First, sorry that you're still encountering issues! I'll try to resolve them as soon as I can.

In terms of usage the "specified pairs" line is very long. Is there a shorthand that can be used and possibly coupled with the now deprecated byptype ( para & anti ) key word?

Maybe something where you can specify strands via ranges. So instead of:

pairs 1-16,2-15,3-14,4-13

You could do something like:

pairs [1-4][16-13]

Do you think that would be useful? If you have other suggestions please let me know.

The ORIGin for the base "axes" seems to be much closer to the ORIGin for the "bpaxes" than I expected. SEE ATTACHED image.

There was no attached image, but what you describe is not unexpected and is just a consequence of how the reference axes origins are placed on each individual base (see Olson et al. J. Mol.
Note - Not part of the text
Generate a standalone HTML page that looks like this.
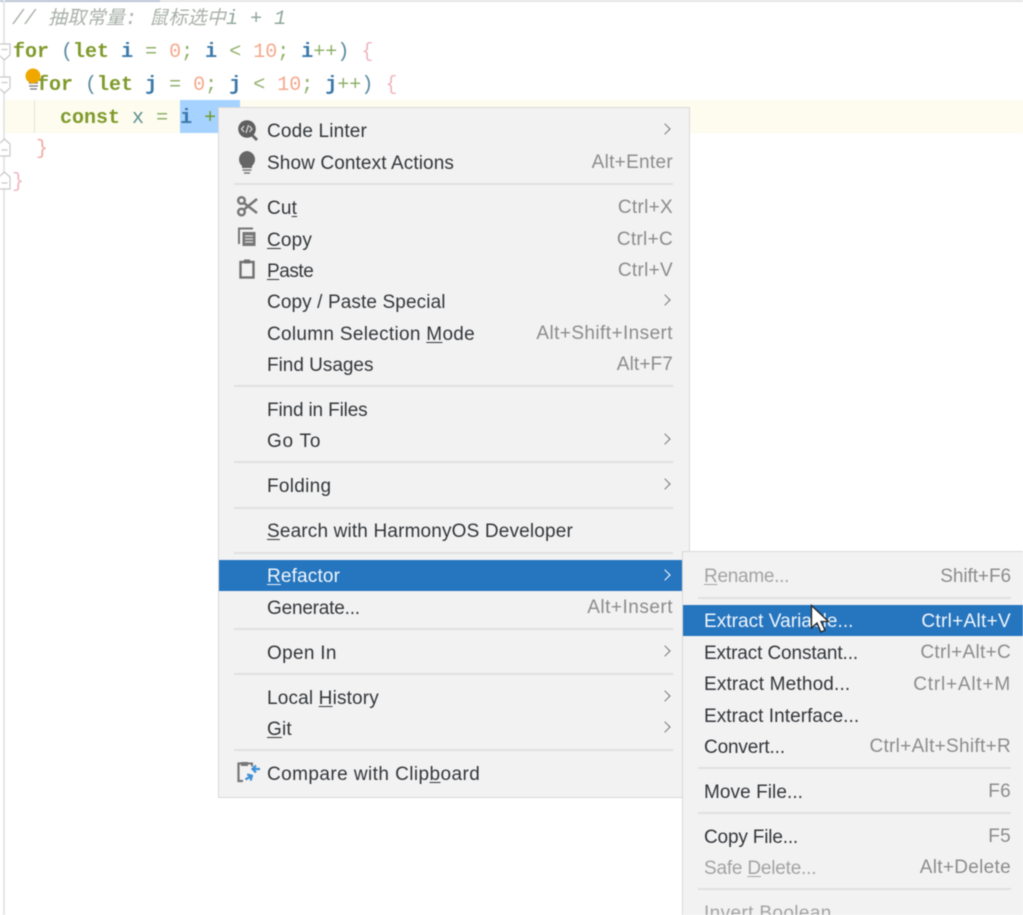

Biol. (2001) 313, 229-237).

It seems that the base pair step axes pairing calc is not fully compliant with the "specified pairs" option. The steps are not determined from the list of basepairs provided but from some other method. Is this a Feature or bug?

The steps should be determined by connectivity within strands. So if strand 1 is A-B and strand 2 is C-D and A is bonded to C and B is bonded to D or A is bonded to D and B is bonded to C then that will count as a step (AC/BD or AD BC respectively). I would need more details of your system (actual topology/coordinates and a description of which step is expected but missing) in order to debug your specific case.

causes the steps to be evaluated or re-evaluated s.t. the number of base pair steps changes and cpptraj dies.

Unfortunately, I'm not surprised you're hitting issues - the code is still fairly new and relatively untested. Best route here is for you to provide me with a small (10-20 frames tops) test trajectory (and corresponding topology) so I can reproduce the issue and try to address it. You can extract the part of the trajectory where the calculation dies using trajin <start> <stop>. Let me know if you need more details or if any of this seems unclear.